Ishiguro’s prose holds up a mirror to Stevens’s character: restrained, formal, quietly devastating. The writing is exquisitely controlled; consequently moments of emotional release are seismic in their intensity. The interweaving of presence and past throw light on the importance of the future, of looking ahead; for if Stevens had looked ahead, the fortunes of Darlington, Miss Kenton and himself might have been different, might have better. Meanwhile, the beauty of the countryside through which he drives stands in stark contrast to his inner emptiness. He has been made hollow by putting duty, narrowly conceived, and dignity above conscience and love.
The interweaving of presence and past throw light on the importance of the future, of looking ahead.
Stevens’s story, which, with its study of dignity, duty, rank and reserve, seems profoundly English, has far wider resonance. For it is also a study of the wrong thing, the bad choice, the opportunity missed, the moment wasted. It is a warning against appeasement: the placation of the one who lets you down or—equally—the one who lets himself down, the one we ought to help before he makes a mess of things. There is a time to pick our battles; but there is also a time to have them. There is a time to stand back, and a time to fight. There is a time to speak up. There is a time to cast aside what will not matter in the end for what will—as when Sean in Good Will Hunting misses the baseball game to spend time with the woman who becomes his wife.

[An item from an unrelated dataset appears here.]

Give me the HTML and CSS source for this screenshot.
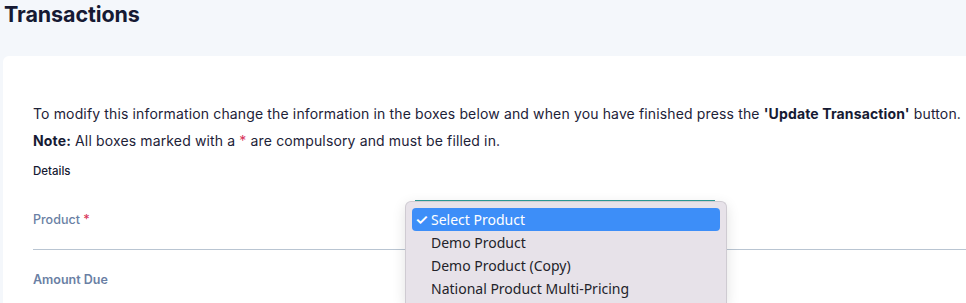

The task facing even an author with Ishiguro’s gifts is to make a narrator who disdains to show his feelings interesting. He lets Stevens’s own words betray him, allowing his pain to emerge through the cracks in the shell he tries so hard to keep intact. Like a statue of Michelangelo, he is a picture of contained force, full of pain that wants to be expressed. The brilliance of the novel lies in its ability to elicit the emotions Stevens himself will not—or cannot—express. This is a very moving book, unassuming on its face yet profound. Ishiguro asks us to consider our values, our own choices, our own regrets, and, in the light of these, how we might make the most of what remains of the day.